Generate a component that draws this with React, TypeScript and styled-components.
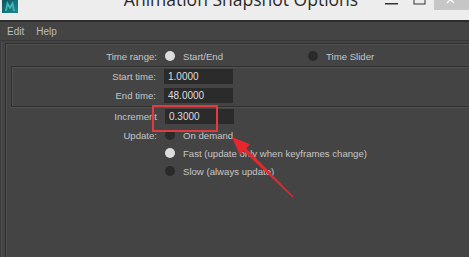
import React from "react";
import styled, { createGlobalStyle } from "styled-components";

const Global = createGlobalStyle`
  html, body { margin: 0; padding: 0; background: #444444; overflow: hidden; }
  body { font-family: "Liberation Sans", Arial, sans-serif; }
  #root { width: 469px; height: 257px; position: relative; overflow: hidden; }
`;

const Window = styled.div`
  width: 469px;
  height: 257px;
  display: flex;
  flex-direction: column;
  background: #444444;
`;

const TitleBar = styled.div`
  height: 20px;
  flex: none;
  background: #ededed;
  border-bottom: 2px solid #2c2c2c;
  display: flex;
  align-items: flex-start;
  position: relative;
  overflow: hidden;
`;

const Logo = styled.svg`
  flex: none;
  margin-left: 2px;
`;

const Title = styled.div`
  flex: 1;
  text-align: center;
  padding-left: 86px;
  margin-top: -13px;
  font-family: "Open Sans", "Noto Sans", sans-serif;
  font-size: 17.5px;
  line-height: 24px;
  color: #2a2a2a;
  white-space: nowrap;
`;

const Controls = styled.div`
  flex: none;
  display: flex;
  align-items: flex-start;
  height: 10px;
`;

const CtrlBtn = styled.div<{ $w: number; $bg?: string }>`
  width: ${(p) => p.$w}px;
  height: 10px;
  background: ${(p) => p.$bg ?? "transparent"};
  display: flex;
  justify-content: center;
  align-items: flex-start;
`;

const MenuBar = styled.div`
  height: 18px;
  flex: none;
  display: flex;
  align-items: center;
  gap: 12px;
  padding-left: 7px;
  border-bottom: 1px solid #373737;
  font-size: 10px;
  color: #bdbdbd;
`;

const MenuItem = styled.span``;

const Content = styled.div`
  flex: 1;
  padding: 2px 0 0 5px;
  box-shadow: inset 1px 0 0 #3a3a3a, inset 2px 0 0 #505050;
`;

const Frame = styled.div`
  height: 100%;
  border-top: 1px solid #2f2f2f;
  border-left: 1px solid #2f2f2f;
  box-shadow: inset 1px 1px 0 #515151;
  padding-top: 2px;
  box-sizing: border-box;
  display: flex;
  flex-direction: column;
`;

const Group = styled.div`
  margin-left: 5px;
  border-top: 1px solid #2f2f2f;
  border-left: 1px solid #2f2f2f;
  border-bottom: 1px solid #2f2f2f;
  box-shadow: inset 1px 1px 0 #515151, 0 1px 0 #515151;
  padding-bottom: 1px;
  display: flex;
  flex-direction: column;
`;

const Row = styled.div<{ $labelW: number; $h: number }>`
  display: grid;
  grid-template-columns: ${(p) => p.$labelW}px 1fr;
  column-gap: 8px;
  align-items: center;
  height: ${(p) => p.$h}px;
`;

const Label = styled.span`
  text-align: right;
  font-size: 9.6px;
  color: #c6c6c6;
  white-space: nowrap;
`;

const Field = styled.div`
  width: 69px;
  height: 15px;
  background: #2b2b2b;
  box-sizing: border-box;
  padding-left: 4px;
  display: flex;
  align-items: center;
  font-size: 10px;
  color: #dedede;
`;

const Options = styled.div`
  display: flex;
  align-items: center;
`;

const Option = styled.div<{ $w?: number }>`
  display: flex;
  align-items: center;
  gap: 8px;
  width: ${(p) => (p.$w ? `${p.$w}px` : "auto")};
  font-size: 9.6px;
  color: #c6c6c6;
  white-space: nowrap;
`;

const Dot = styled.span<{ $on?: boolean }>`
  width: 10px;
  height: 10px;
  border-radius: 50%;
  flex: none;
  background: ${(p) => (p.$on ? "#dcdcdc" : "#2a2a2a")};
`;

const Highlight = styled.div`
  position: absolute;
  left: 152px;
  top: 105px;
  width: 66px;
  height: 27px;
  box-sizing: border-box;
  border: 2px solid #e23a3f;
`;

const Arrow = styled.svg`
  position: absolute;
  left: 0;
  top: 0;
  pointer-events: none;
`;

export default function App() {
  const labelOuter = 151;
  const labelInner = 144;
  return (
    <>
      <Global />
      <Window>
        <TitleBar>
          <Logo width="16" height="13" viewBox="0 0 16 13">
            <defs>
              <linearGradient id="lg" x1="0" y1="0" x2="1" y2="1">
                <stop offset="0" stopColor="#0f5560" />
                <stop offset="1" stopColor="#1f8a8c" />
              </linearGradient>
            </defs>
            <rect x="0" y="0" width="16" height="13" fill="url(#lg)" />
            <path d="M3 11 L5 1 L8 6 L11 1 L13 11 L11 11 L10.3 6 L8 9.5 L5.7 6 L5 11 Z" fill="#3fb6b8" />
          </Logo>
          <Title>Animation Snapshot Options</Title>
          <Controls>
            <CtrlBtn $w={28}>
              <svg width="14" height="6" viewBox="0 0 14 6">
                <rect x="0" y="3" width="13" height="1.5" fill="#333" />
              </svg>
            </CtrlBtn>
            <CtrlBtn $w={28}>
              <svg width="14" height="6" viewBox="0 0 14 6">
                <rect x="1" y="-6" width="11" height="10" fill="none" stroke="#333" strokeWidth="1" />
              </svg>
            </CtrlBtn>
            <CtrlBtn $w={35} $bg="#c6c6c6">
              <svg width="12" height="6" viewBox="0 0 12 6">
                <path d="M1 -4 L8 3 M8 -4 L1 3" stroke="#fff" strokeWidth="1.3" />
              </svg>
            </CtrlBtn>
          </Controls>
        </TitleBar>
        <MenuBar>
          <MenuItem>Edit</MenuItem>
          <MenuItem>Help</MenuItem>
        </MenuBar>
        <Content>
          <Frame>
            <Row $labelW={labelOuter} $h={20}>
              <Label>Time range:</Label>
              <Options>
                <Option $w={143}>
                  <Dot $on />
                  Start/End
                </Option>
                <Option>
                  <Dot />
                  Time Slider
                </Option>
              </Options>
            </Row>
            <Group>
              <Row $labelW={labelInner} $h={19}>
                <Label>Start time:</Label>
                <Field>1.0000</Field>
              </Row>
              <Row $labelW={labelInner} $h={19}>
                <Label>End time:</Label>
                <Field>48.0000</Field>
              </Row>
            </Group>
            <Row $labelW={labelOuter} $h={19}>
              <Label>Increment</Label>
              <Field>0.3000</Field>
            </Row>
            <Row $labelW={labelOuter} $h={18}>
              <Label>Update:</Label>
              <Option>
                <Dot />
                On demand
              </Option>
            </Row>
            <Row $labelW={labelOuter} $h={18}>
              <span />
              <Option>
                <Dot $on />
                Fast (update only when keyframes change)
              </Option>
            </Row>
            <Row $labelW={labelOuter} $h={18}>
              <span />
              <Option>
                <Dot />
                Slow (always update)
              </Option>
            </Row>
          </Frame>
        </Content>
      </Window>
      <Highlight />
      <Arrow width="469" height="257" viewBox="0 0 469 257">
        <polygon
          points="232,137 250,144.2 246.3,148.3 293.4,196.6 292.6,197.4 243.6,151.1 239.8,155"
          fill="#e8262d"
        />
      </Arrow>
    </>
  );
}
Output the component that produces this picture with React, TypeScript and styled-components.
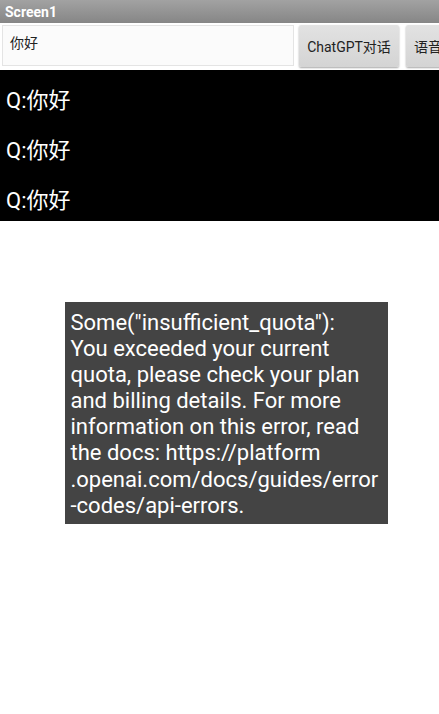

[Directions]
Give all the lines above again, character for character, without pictures.

[Response for this exercise]
Generate a component that draws this with React, TypeScript and styled-components.
import React from "react";
import styled, { createGlobalStyle } from "styled-components";

const Global = createGlobalStyle`
  html, body { margin: 0; padding: 0; background: #444444; overflow: hidden; }
  body { font-family: "Liberation Sans", Arial, sans-serif; }
  #root { width: 469px; height: 257px; position: relative; overflow: hidden; }
`;

const Window = styled.div`
  width: 469px;
  height: 257px;
  display: flex;
  flex-direction: column;
  background: #444444;
`;

const TitleBar = styled.div`
  height: 20px;
  flex: none;
  background: #ededed;
  border-bottom: 2px solid #2c2c2c;
  display: flex;
  align-items: flex-start;
  position: relative;
  overflow: hidden;
`;

const Logo = styled.svg`
  flex: none;
  margin-left: 2px;
`;

const Title = styled.div`
  flex: 1;
  text-align: center;
  padding-left: 86px;
  margin-top: -13px;
  font-family: "Open Sans", "Noto Sans", sans-serif;
  font-size: 17.5px;
  line-height: 24px;
  color: #2a2a2a;
  white-space: nowrap;
`;

const Controls = styled.div`
  flex: none;
  display: flex;
  align-items: flex-start;
  height: 10px;
`;

const CtrlBtn = styled.div<{ $w: number; $bg?: string }>`
  width: ${(p) => p.$w}px;
  height: 10px;
  background: ${(p) => p.$bg ?? "transparent"};
  display: flex;
  justify-content: center;
  align-items: flex-start;
`;

const MenuBar = styled.div`
  height: 18px;
  flex: none;
  display: flex;
  align-items: center;
  gap: 12px;
  padding-left: 7px;
  border-bottom: 1px solid #373737;
  font-size: 10px;
  color: #bdbdbd;
`;

const MenuItem = styled.span``;

const Content = styled.div`
  flex: 1;
  padding: 2px 0 0 5px;
  box-shadow: inset 1px 0 0 #3a3a3a, inset 2px 0 0 #505050;
`;

const Frame = styled.div`
  height: 100%;
  border-top: 1px solid #2f2f2f;
  border-left: 1px solid #2f2f2f;
  box-shadow: inset 1px 1px 0 #515151;
  padding-top: 2px;
  box-sizing: border-box;
  display: flex;
  flex-direction: column;
`;

const Group = styled.div`
  margin-left: 5px;
  border-top: 1px solid #2f2f2f;
  border-left: 1px solid #2f2f2f;
  border-bottom: 1px solid #2f2f2f;
  box-shadow: inset 1px 1px 0 #515151, 0 1px 0 #515151;
  padding-bottom: 1px;
  display: flex;
  flex-direction: column;
`;

const Row = styled.div<{ $labelW: number; $h: number }>`
  display: grid;
  grid-template-columns: ${(p) => p.$labelW}px 1fr;
  column-gap: 8px;
  align-items: center;
  height: ${(p) => p.$h}px;
`;

const Label = styled.span`
  text-align: right;
  font-size: 9.6px;
  color: #c6c6c6;
  white-space: nowrap;
`;

const Field = styled.div`
  width: 69px;
  height: 15px;
  background: #2b2b2b;
  box-sizing: border-box;
  padding-left: 4px;
  display: flex;
  align-items: center;
  font-size: 10px;
  color: #dedede;
`;

const Options = styled.div`
  display: flex;
  align-items: center;
`;

const Option = styled.div<{ $w?: number }>`
  display: flex;
  align-items: center;
  gap: 8px;
  width: ${(p) => (p.$w ? `${p.$w}px` : "auto")};
  font-size: 9.6px;
  color: #c6c6c6;
  white-space: nowrap;
`;

const Dot = styled.span<{ $on?: boolean }>`
  width: 10px;
  height: 10px;
  border-radius: 50%;
  flex: none;
  background: ${(p) => (p.$on ? "#dcdcdc" : "#2a2a2a")};
`;

const Highlight = styled.div`
  position: absolute;
  left: 152px;
  top: 105px;
  width: 66px;
  height: 27px;
  box-sizing: border-box;
  border: 2px solid #e23a3f;
`;

const Arrow = styled.svg`
  position: absolute;
  left: 0;
  top: 0;
  pointer-events: none;
`;

export default function App() {
  const labelOuter = 151;
  const labelInner = 144;
  return (
    <>
      <Global />
      <Window>
        <TitleBar>
          <Logo width="16" height="13" viewBox="0 0 16 13">
            <defs>
              <linearGradient id="lg" x1="0" y1="0" x2="1" y2="1">
                <stop offset="0" stopColor="#0f5560" />
                <stop offset="1" stopColor="#1f8a8c" />
              </linearGradient>
            </defs>
            <rect x="0" y="0" width="16" height="13" fill="url(#lg)" />
            <path d="M3 11 L5 1 L8 6 L11 1 L13 11 L11 11 L10.3 6 L8 9.5 L5.7 6 L5 11 Z" fill="#3fb6b8" />
          </Logo>
          <Title>Animation Snapshot Options</Title>
          <Controls>
            <CtrlBtn $w={28}>
              <svg width="14" height="6" viewBox="0 0 14 6">
                <rect x="0" y="3" width="13" height="1.5" fill="#333" />
              </svg>
            </CtrlBtn>
            <CtrlBtn $w={28}>
              <svg width="14" height="6" viewBox="0 0 14 6">
                <rect x="1" y="-6" width="11" height="10" fill="none" stroke="#333" strokeWidth="1" />
              </svg>
            </CtrlBtn>
            <CtrlBtn $w={35} $bg="#c6c6c6">
              <svg width="12" height="6" viewBox="0 0 12 6">
                <path d="M1 -4 L8 3 M8 -4 L1 3" stroke="#fff" strokeWidth="1.3" />
              </svg>
            </CtrlBtn>
          </Controls>
        </TitleBar>
        <MenuBar>
          <MenuItem>Edit</MenuItem>
          <MenuItem>Help</MenuItem>
        </MenuBar>
        <Content>
          <Frame>
            <Row $labelW={labelOuter} $h={20}>
              <Label>Time range:</Label>
              <Options>
                <Option $w={143}>
                  <Dot $on />
                  Start/End
                </Option>
                <Option>
                  <Dot />
                  Time Slider
                </Option>
              </Options>
            </Row>
            <Group>
              <Row $labelW={labelInner} $h={19}>
                <Label>Start time:</Label>
                <Field>1.0000</Field>
              </Row>
              <Row $labelW={labelInner} $h={19}>
                <Label>End time:</Label>
                <Field>48.0000</Field>
              </Row>
            </Group>
            <Row $labelW={labelOuter} $h={19}>
              <Label>Increment</Label>
              <Field>0.3000</Field>
            </Row>
            <Row $labelW={labelOuter} $h={18}>
              <Label>Update:</Label>
              <Option>
                <Dot />
                On demand
              </Option>
            </Row>
            <Row $labelW={labelOuter} $h={18}>
              <span />
              <Option>
                <Dot $on />
                Fast (update only when keyframes change)
              </Option>
            </Row>
            <Row $labelW={labelOuter} $h={18}>
              <span />
              <Option>
                <Dot />
                Slow (always update)
              </Option>
            </Row>
          </Frame>
        </Content>
      </Window>
      <Highlight />
      <Arrow width="469" height="257" viewBox="0 0 469 257">
        <polygon
          points="232,137 250,144.2 246.3,148.3 293.4,196.6 292.6,197.4 243.6,151.1 239.8,155"
          fill="#e8262d"
        />
      </Arrow>
    </>
  );
}
Output the component that produces this picture with React, TypeScript and styled-components.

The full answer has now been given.